------ PROVIDED RECORDS
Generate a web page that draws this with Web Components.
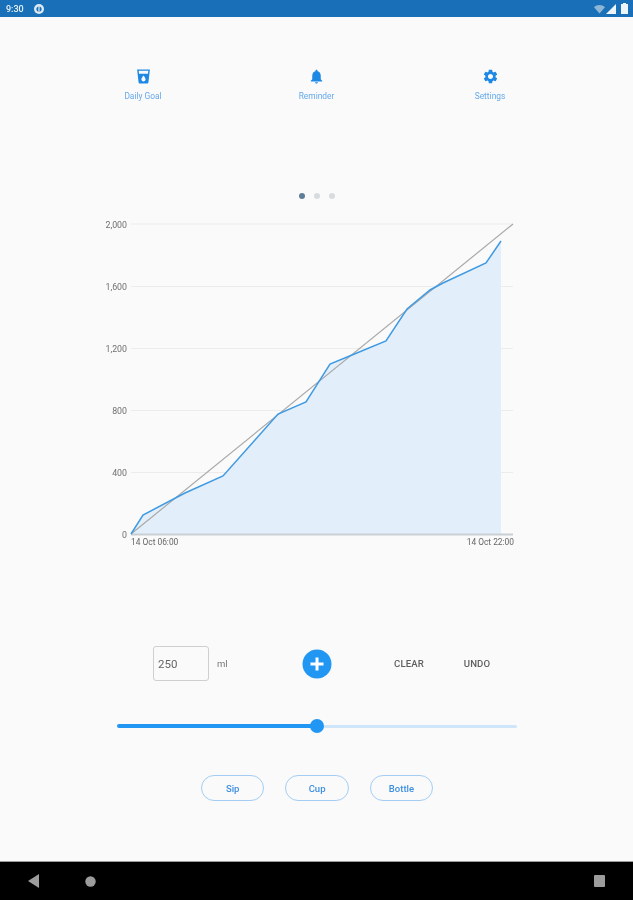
<!DOCTYPE html>
<html lang="en"><head><meta charset="utf-8"><title>Water intake</title>
<style>html,body{margin:0;padding:0;background:#fafafa}body{font-family:Roboto,"Liberation Sans",sans-serif}</style>
</head><body>
<app-shell>
  <status-bar slot="top" time="9:30"></status-bar>
  <tab-row>
    <tab-item label="Daily Goal" d="M3 2l2.01 18.23C5.13 21.23 5.97 22 7 22h10c1.03 0 1.87-.77 1.99-1.77L21 2H3zm9 17c-1.66 0-3-1.34-3-3 0-2 3-5.4 3-5.4s3 3.4 3 5.4c0 1.66-1.34 3-3 3zm6.33-11H5.67l-.44-4h13.53l-.43 4z"></tab-item>
    <tab-item label="Reminder" d="M12 22c1.1 0 2-.9 2-2h-4c0 1.1.89 2 2 2zm6-6v-5c0-3.07-1.64-5.64-4.5-6.32V4c0-.83-.67-1.5-1.5-1.5s-1.5.67-1.5 1.5v.68C7.63 5.36 6 7.92 6 11v5l-2 2v1h16v-1l-2-2z"></tab-item>
    <tab-item label="Settings" d="M19.14 12.94c.04-.3.06-.61.06-.94 0-.32-.02-.64-.07-.94l2.03-1.58c.18-.14.23-.41.12-.61l-1.92-3.32c-.12-.22-.37-.29-.59-.22l-2.39.96c-.5-.38-1.03-.7-1.62-.94l-.36-2.54c-.04-.24-.24-.41-.48-.41h-3.84c-.24 0-.43.17-.47.41l-.36 2.54c-.59.24-1.13.57-1.62.94l-2.39-.96c-.22-.08-.47 0-.59.22L2.74 8.87c-.12.21-.08.47.12.61l2.03 1.58c-.05.3-.09.63-.09.94s.02.64.07.94l-2.03 1.58c-.18.14-.23.41-.12.61l1.92 3.32c.12.22.37.29.59.22l2.39-.96c.5.38 1.03.7 1.62.94l.36 2.54c.05.24.24.41.48.41h3.84c.24 0 .44-.17.47-.41l.36-2.54c.59-.24 1.13-.56 1.62-.94l2.39.96c.22.08.47 0 .59-.22l1.92-3.32c.12-.22.07-.47-.12-.61l-2.01-1.58zM12 15.6c-1.98 0-3.6-1.62-3.6-3.6s1.62-3.6 3.6-3.6 3.6 1.62 3.6 3.6-1.62 3.6-3.6 3.6z"></tab-item>
  </tab-row>
  <page-dots></page-dots>
  <intake-chart></intake-chart>
  <intake-controls></intake-controls>
  <volume-slider></volume-slider>
  <chip-row>
    <chip-button>Sip</chip-button>
    <chip-button>Cup</chip-button>
    <chip-button>Bottle</chip-button>
  </chip-row>
  <system-nav slot="bottom"></system-nav>
</app-shell>
<script>
function def(name, html){
  customElements.define(name, class extends HTMLElement{
    constructor(){super();this.attachShadow({mode:'open'});}
    connectedCallback(){
      this.shadowRoot.innerHTML = typeof html==='function'?html(this):html;
    }
  });
}
def('app-shell',`<style>:host{display:flex;flex-direction:column;width:633px;height:900px;background:#fafafa;overflow:hidden;filter:blur(.45px)}
main{flex:1;display:flex;flex-direction:column;min-height:0}</style>
<slot name="top"></slot><main><slot></slot></main><slot name="bottom"></slot>`);
def('status-bar',el=>`<style>:host{display:flex;align-items:center;height:17px;background:#1a70b8;color:#e8f1f8;font:500 9px Roboto,sans-serif;padding:0 5px 0 6px;box-sizing:border-box}
.t{width:27px}svg{display:block}.sp{flex:1}.r{display:flex;align-items:center;gap:1px}</style>
<span class="t">${el.getAttribute('time')}</span>
<svg width="12" height="12" viewBox="0 0 12 12"><circle cx="6" cy="6" r="5" fill="#dce9f3"/><circle cx="6" cy="6" r="2.6" fill="#1a70b8"/><path d="M6 3v5.5" stroke="#dce9f3" stroke-width="1.2"/></svg>
<span class="sp"></span>
<span class="r">
<svg width="11" height="10" viewBox="0 0 11 10"><path d="M0 3.2C3 .2 8 .2 11 3.2L5.5 9.5z" fill="#8db6d6"/></svg>
<svg width="11" height="10" viewBox="0 0 11 10"><path d="M0 10L10 0v10z" fill="#eef5fa"/></svg>
<svg style="margin-left:3px" width="7" height="11" viewBox="0 0 7 11"><path d="M2 0h3v1h2v10H0V1h2z" fill="#eef5fa"/></svg>
</span>`);
def('tab-row',`<style>:host{display:flex;justify-content:space-between;padding:51px 103px 0;height:33px}</style><slot></slot>`);
def('tab-item',el=>`<style>:host{display:flex;flex-direction:column;align-items:center;width:80px}
svg{display:block;width:17px;height:17px;fill:#1e88e5}span{margin-top:6px;font:400 8.4px/10px Roboto,sans-serif;color:#64a9ec}</style>
<svg viewBox="0 0 24 24"><path d="${el.getAttribute('d')}"/></svg><span>${el.getAttribute('label')}</span>`);
def('page-dots',`<style>:host{display:flex;justify-content:center;gap:9px;margin-top:92px;height:6px}
i{width:6px;height:6px;border-radius:50%;background:#d8dcdf}i:first-of-type{background:#5d7d99}</style><i></i><i></i><i></i>`);
const pts=[[131,534],[143,515],[185,493],[223,476],[278,414],[306,402],[330,364],[352,355],[386,341],[407,309],[430,290],[443,283],[486,263],[501,241]];
const line=pts.map(p=>p.join(',')).join(' ');
const grid=[[224,'2,000'],[286.5,'1,600'],[348.5,'1,200'],[410.5,'800'],[472.5,'400']];
def('intake-chart',`<style>:host{display:block;height:339px;margin-top:15px}svg{display:block}text{font:400 8.4px Roboto,sans-serif;fill:#666}.y{font-size:8.8px;fill:#707070}</style>
<svg width="633" height="339" viewBox="0 214 633 339">
${grid.map(g=>`<line x1="131" x2="513" y1="${g[0]}" y2="${g[0]}" stroke="#ececec" stroke-width="1"/><text class="y" x="127" y="${g[0]+3.6}" text-anchor="end">${g[1]}</text>`).join('')}
<polygon points="${line} 501,534 131,534" fill="#e2effa"/>
<line x1="131" x2="513" y1="534.5" y2="534.5" stroke="#c9cfd3" stroke-width="2"/>
<text class="y" x="127" y="538" text-anchor="end">0</text>
<line x1="131" y1="534" x2="513" y2="224" stroke="#a9a9a9" stroke-width="1.2"/>
<polyline points="${line}" fill="none" stroke="#3f9ae3" stroke-width="1.5"/>
<text x="131" y="544.6">14 Oct 06:00</text><text x="514" y="544.6" text-anchor="end">14 Oct 22:00</text>
</svg>`);
def('intake-controls',`<style>:host{display:grid;grid-template-columns:56px 93px 30px auto;align-items:center;margin-top:93px;margin-left:153px;height:35px}
.in{box-sizing:border-box;height:35px;border:1px solid #cfcfcf;border-radius:3px;padding:0 4px;display:flex;align-items:center;font:400 11.5px Roboto,sans-serif;color:#666}
.ml{padding-left:8px;font:400 9.5px Roboto,sans-serif;color:#777}
svg{display:block}
.bs{display:flex;gap:8px;padding-left:47px}
.b{width:60px;font:500 9.6px Roboto,sans-serif;letter-spacing:.15px;color:#5f5f5f;text-align:center}</style>
<div class="in">250</div><div class="ml">ml</div>
<svg width="30" height="30" viewBox="0 0 30 30"><circle cx="15" cy="15" r="14.5" fill="#2196f3"/><path d="M15 8.5v13M8.5 15h13" stroke="#fff" stroke-width="3"/></svg>
<div class="bs"><div class="b">CLEAR</div><div class="b">UNDO</div></div>`);
def('volume-slider',`<style>:host{display:block;position:relative;margin:38px 116px 0 117px;height:14px}
.a,.b{display:block}.tr{display:flex;align-items:center;height:14px}
.a{width:200px;height:4px;background:#2196f3;border-radius:2px 0 0 2px}.b{flex:1;height:3px;background:#cfe5f9;border-radius:0 2px 2px 0}
.th{position:absolute;left:193px;top:0;width:14px;height:14px;border-radius:50%;background:#2196f3}</style>
<div class="tr"><span class="a"></span><span class="b"></span></div><span class="th"></span>`);
def('chip-row',`<style>:host{display:flex;justify-content:flex-start;gap:21px;margin-top:42px;padding-left:201px}</style><slot></slot>`);
def('chip-button',`<style>:host{display:flex;box-sizing:border-box;width:63.4px;height:26px;align-items:center;justify-content:center;border:1px solid #a3cdf5;border-radius:13px;font:500 9.5px Roboto,sans-serif;color:#3d8fe0}</style><slot></slot>`);
def('system-nav',`<style>:host{display:flex;align-items:center;box-sizing:border-box;height:39px;margin-top:auto;background:#000;border-top:1px solid #9a9a9a;padding-left:28px;padding-right:28px}
svg{display:block}.c{margin-left:45px}.s{margin-left:auto}</style>
<svg width="12" height="14" viewBox="0 0 12 14"><path d="M11 0v14L0 7z" fill="#9c9c9c"/></svg>
<svg class="c" width="11" height="11" viewBox="0 0 11 11"><circle cx="5.5" cy="5.5" r="5.2" fill="#9c9c9c"/></svg>
<svg class="s" width="11" height="12" viewBox="0 0 11 12"><rect width="11" height="12" rx="1" fill="#9c9c9c"/></svg>`);
</script>
</body></html>
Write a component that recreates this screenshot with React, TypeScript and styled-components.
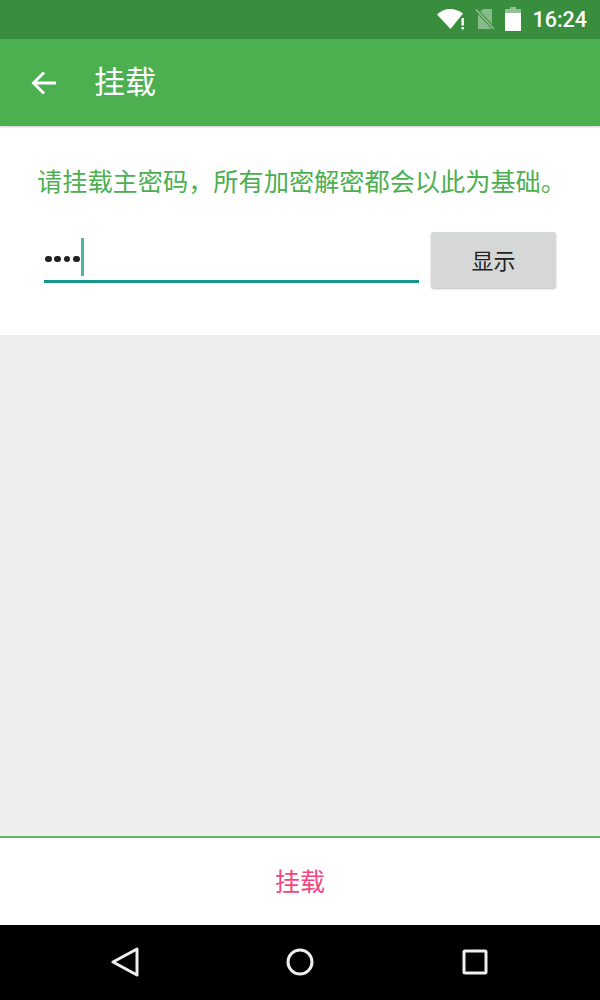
import React from "react"
import styled, { createGlobalStyle } from "styled-components"

const GlobalStyle = createGlobalStyle`
    html, body {
        margin: 0;
        padding: 0;
        background: #000;
    }
    body {
        font-family: "Roboto", "Noto Sans CJK SC", sans-serif;
    }
`
const Screen = styled.div`
    width: 600px;
    height: 1000px;
    display: flex;
    flex-direction: column;
    overflow: hidden;
    background: #eeeeee;
`
const StatusBar = styled.div`
    height: 39px;
    flex: none;
    background: #388e3c;
    display: flex;
    align-items: center;
    justify-content: flex-end;
    padding-right: 13px;
    color: #fff;
    box-sizing: border-box;
`
const StatusIcons = styled.div`
    display: flex;
    align-items: center;
    gap: 10px;
    margin-right: 11px;
    margin-top: -1px;
`
const Clock = styled.span`
    font-family: "Roboto", sans-serif;
    font-size: 21.5px;
    font-weight: 500;
    line-height: 39px;
`
const Toolbar = styled.div`
    height: 87px;
    flex: none;
    background: #4caf50;
    display: flex;
    align-items: center;
    padding-left: 31px;
    box-shadow: 0 1px 2px rgba(0, 0, 0, 0.2);
    position: relative;
`
const Title = styled.div`
    color: #fff;
    font-size: 31px;
    margin-left: 37px;
    line-height: 40px;
`
const Card = styled.div`
    height: 209px;
    flex: none;
    background: #fff;
    box-sizing: border-box;
    padding: 40px 37px 0;
`
const Hint = styled.div`
    color: #4caf50;
    font-size: 25.2px;
    line-height: 34px;
    white-space: nowrap;
`
const PasswordRow = styled.div`
    display: flex;
    align-items: flex-start;
    margin-top: 32px;
    padding-left: 7px;
`
const PasswordField = styled.div`
    width: 375px;
    height: 47px;
    box-sizing: border-box;
    margin-top: 4px;
    border-bottom: 3px solid #159688;
    display: flex;
    align-items: center;
`
const Dots = styled.div`
    display: flex;
    gap: 2.8px;
    margin-left: 1px;
    margin-top: 2px;
`
const Dot = styled.span`
    width: 6.6px;
    height: 6.6px;
    border-radius: 50%;
    background: #222;
`
const Cursor = styled.span`
    width: 3px;
    height: 38px;
    margin-left: 1px;
    margin-top: -2px;
    background: #4fb3a8;
`
const ShowButton = styled.div`
    width: 125px;
    height: 56px;
    margin-left: 12px;
    padding-bottom: 3px;
    box-sizing: border-box;
    border-radius: 3px;
    background: #d6d7d7;
    box-shadow: 0 1px 2px rgba(0, 0, 0, 0.25);
    color: #222;
    font-size: 22px;
    display: flex;
    align-items: center;
    justify-content: center;
`
const Spacer = styled.div`
    flex: 1;
    background: #eeeeee;
`
const BottomBar = styled.div`
    height: 89px;
    flex: none;
    box-sizing: border-box;
    background: #fff;
    border-top: 2px solid #66b56a;
    padding-bottom: 4px;
    display: flex;
    align-items: center;
    justify-content: center;
    color: #f2447f;
    font-size: 25px;
`
const NavBar = styled.div`
    height: 75px;
    flex: none;
    background: #000;
    display: flex;
    align-items: center;
    padding: 0 0 1px 111px;
    box-sizing: border-box;
    gap: 147px;
`

const WifiIcon = () => (
    <svg width="28" height="22" viewBox="0 0 28 22">
        <path d="M0 6.5C3.5 3 8 1 13 1s8.5 1.5 13 4.5L13.5 21z" fill="#fff" />
        <rect x="24.5" y="10" width="2.4" height="7.5" fill="#fff" />
        <rect x="24.5" y="19" width="2.4" height="2.4" fill="#fff" />
    </svg>
)

const NoSimIcon = () => (
    <svg width="20" height="22" viewBox="0 0 20 22">
        <path d="M3 21V6l5-5h9v20z" fill="#fff" fillOpacity="0.4" />
        <path d="M1 1.5L19 21" stroke="#388e3c" strokeWidth="3.5" />
        <path d="M1 1.5L19 21" stroke="#fff" strokeOpacity="0.45" strokeWidth="1.6" />
    </svg>
)

const BatteryIcon = () => (
    <svg width="16" height="24" viewBox="0 0 16 24">
        <path d="M5 0h6v2h5v22H0V2h5z" fill="#fff" fillOpacity="0.45" />
        <path d="M0 6h16v18H0z" fill="#fff" />
    </svg>
)

const BackArrow = () => (
    <svg width="26" height="26" viewBox="0 0 26 26">
        <path d="M25 13H3M13 2.5L2.5 13 13 23.5" fill="none" stroke="#fff" strokeWidth="3" />
    </svg>
)

const NavBack = () => (
    <svg width="28" height="30" viewBox="0 0 28 30">
        <path d="M26 2v26L2 15z" fill="none" stroke="#eee" strokeWidth="3" strokeLinejoin="round" />
    </svg>
)

const NavHome = () => (
    <svg width="28" height="28" viewBox="0 0 28 28">
        <circle cx="14" cy="14" r="12" fill="none" stroke="#eee" strokeWidth="3" />
    </svg>
)

const NavRecent = () => (
    <svg width="28" height="26" viewBox="-1 0 28 26">
        <rect x="2" y="2" width="22" height="22" rx="1" fill="none" stroke="#eee" strokeWidth="3" />
    </svg>
)

const App = () => {
    return <Screen>
        <GlobalStyle />
        <StatusBar>
            <StatusIcons>
                <WifiIcon />
                <NoSimIcon />
                <BatteryIcon />
            </StatusIcons>
            <Clock>16:24</Clock>
        </StatusBar>
        <Toolbar>
            <BackArrow />
            <Title>挂载</Title>
        </Toolbar>
        <Card>
            <Hint>请挂载主密码，所有加密解密都会以此为基础。</Hint>
            <PasswordRow>
                <PasswordField>
                    <Dots>
                        <Dot /><Dot /><Dot /><Dot />
                    </Dots>
                    <Cursor />
                </PasswordField>
                <ShowButton>显示</ShowButton>
            </PasswordRow>
        </Card>
        <Spacer />
        <BottomBar>挂载</BottomBar>
        <NavBar>
            <NavBack />
            <NavHome />
            <NavRecent />
        </NavBar>
    </Screen>
}

export default App
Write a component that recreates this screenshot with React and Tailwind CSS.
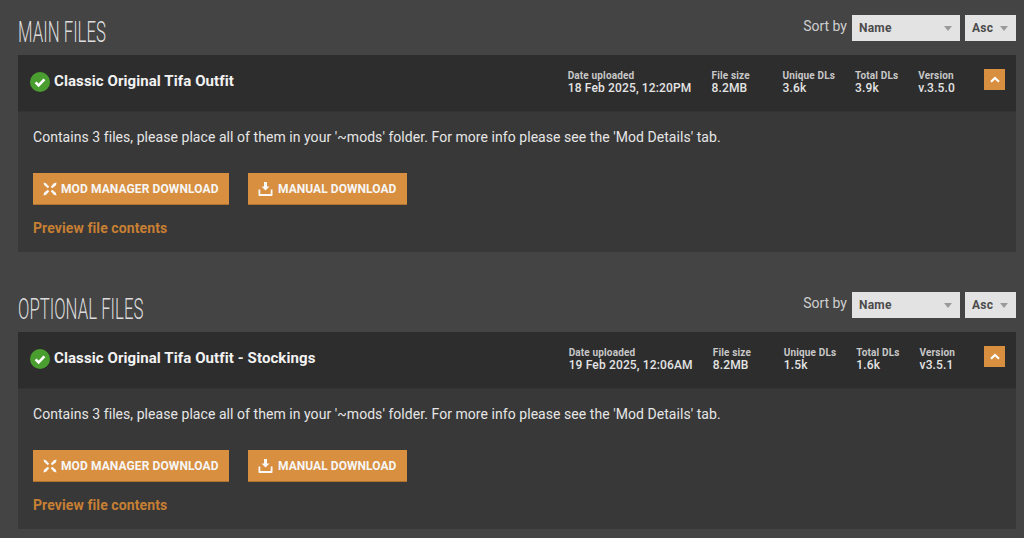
const sections = [
  {
    heading: "MAIN FILES",
    title: "Classic Original Tifa Outfit",
    date: "18 Feb 2025, 12:20PM",
    size: "8.2MB",
    unique: "3.6k",
    total: "3.9k",
    version: "v.3.5.0",
  },
  {
    heading: "OPTIONAL FILES",
    title: "Classic Original Tifa Outfit - Stockings",
    date: "19 Feb 2025, 12:06AM",
    size: "8.2MB",
    unique: "1.5k",
    total: "1.6k",
    version: "v3.5.1",
  },
];

function CheckBadge() {
  return (
    <svg width="20" height="20" viewBox="0 0 20 20" className="shrink-0">
      <circle cx="10" cy="10" r="10" fill="#4a9e2f" />
      <path d="M5.6 10.3l3 3 5.8-6" fill="none" stroke="#fff" strokeWidth="2.6" />
    </svg>
  );
}

function ManagerIcon() {
  return (
    <svg width="14" height="14" viewBox="0 0 14 14" className="shrink-0" fill="#f8f8f8">
      <path d="M0.5 0.5L3 1.2L6.2 4.8L4.8 6.2L1.2 3Z" />
      <path d="M13.5 0.5L13 3.2L9.2 6.3L7.8 4.8L10.8 1.2Z" />
      <path d="M0.5 13.5L1 10.8L4.8 7.7L6.2 9.2L3.2 12.8Z" />
      <path d="M13.5 13.5L10.8 12.8L7.8 9.2L9.2 7.8L12.8 10.8Z" />
    </svg>
  );
}

function DownloadIcon() {
  return (
    <svg width="15" height="14" viewBox="0 0 15 14" className="shrink-0" fill="#f8f8f8">
      <path d="M6 0H9V4.5H11.5L7.5 8.6L3.5 4.5H6Z" />
      <path d="M0.5 7.5H2.3V12H12.7V7.5H14.5V13.2Q14.5 14 13.7 14H1.3Q0.5 14 0.5 13.2Z" />
    </svg>
  );
}

function SelectBox({ label, width }) {
  return (
    <div className={`flex h-[26px] items-center justify-between bg-[#e3e3e3] pr-2 pl-[7px] text-xs font-bold tracking-[0.2px] text-[#4b4b4b] ${width}`}>
      <span>{label}</span>
      <span className="mt-px h-0 w-0 border-x-[4px] border-t-[5px] border-x-transparent border-t-[#9a9a9a]" />
    </div>
  );
}

function Meta({ label, value, className = "" }) {
  return (
    <div className={`flex flex-col text-xs ${className}`}>
      <span className="text-[10px] leading-[13px] font-bold tracking-[0.15px] text-[#c8c8c8]">{label}</span>
      <span className="leading-[12px] font-medium tracking-[0.15px] text-[#e4e4e4]">{value}</span>
    </div>
  );
}

function FileSection({ file }) {
  return (
    <section>
      <div className="flex h-[55px] items-start justify-between">
        <h2 className="mt-[15px] origin-left scale-x-[0.56] text-[30px] leading-[34px] font-light whitespace-nowrap text-[#dcdcdc]">
          {file.heading}
        </h2>
        <div className="mt-[15px] flex items-start">
          <span className="mr-[5px] text-sm leading-[22px] text-[#cfcfcf]">Sort by</span>
          <SelectBox label="Name" width="w-[108px]" />
          <div className="w-[5px]" />
          <SelectBox label="Asc" width="w-[51px]" />
        </div>
      </div>

      <div className="bg-[#383838]">
        <div className="flex h-[57px] items-center justify-between border-b border-[#333] bg-[#2d2d2d] pr-[11px] pl-3">
          <div className="mb-[3px] flex items-center gap-1">
            <CheckBadge />
            <h3 className="text-[15px] font-bold tracking-[0.09px] text-[#f2f2f2]">{file.title}</h3>
          </div>
          <div className="mb-[4px] flex items-center">
            <div className="flex gap-5">
              <Meta label="Date uploaded" value={file.date} />
              <Meta label="File size" value={file.size} className="min-w-[51px]" />
              <Meta label="Unique DLs" value={file.unique} />
              <Meta label="Total DLs" value={file.total} />
              <Meta label="Version" value={file.version} />
            </div>
            <button className="mb-[4px] ml-[29px] flex h-[21px] w-[21px] items-center justify-center bg-[#d98f40]">
              <svg width="10" height="7" viewBox="0 0 10 7" fill="none" stroke="#fff" strokeWidth="2.2">
                <path d="M1 5.8L5 2L9 5.8" />
              </svg>
            </button>
          </div>
        </div>

        <div className="h-[140px] px-[15px] pt-[17px]">
          <p className="text-sm leading-[16px] tracking-[0.053px] text-[#e6e6e6]">
            Contains 3 files, please place all of them in your '~mods' folder. For more info please see the 'Mod Details' tab.
          </p>
          <div className="mt-[28px] flex gap-[19px]">
            <button className="flex h-[32px] w-[196px] items-center gap-[4px] border-b border-[#b0732f] bg-[#d98f40] pl-[10px] text-xs font-bold tracking-[0.1px] text-[#f6f6f6]">
              <ManagerIcon />
              MOD MANAGER DOWNLOAD
            </button>
            <button className="flex h-[32px] w-[159px] items-center gap-[5px] border-b border-[#b0732f] bg-[#d98f40] pl-[10px] text-xs font-bold tracking-[0.05px] text-[#f6f6f6]">
              <DownloadIcon />
              MANUAL DOWNLOAD
            </button>
          </div>
          <a className="mt-[15px] block text-sm leading-[16px] font-bold tracking-[0.1px] text-[#c77f33]">Preview file contents</a>
        </div>
      </div>
    </section>
  );
}

export default function App() {
  return (
    <div className="h-[538px] overflow-hidden bg-[#444444] pl-[18px] font-['Roboto',sans-serif]">
      <div className="flex w-[998px] flex-col gap-[25px]">
        {sections.map((file) => (
          <FileSection key={file.heading} file={file} />
        ))}
      </div>
    </div>
  );
}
------------
--- JOB ---
Extract all lines of the records above that include "screenshot".

--- FULL SOLUTION ---
Write a component that recreates this screenshot with React, TypeScript and styled-components.
Write a component that recreates this screenshot with React and Tailwind CSS.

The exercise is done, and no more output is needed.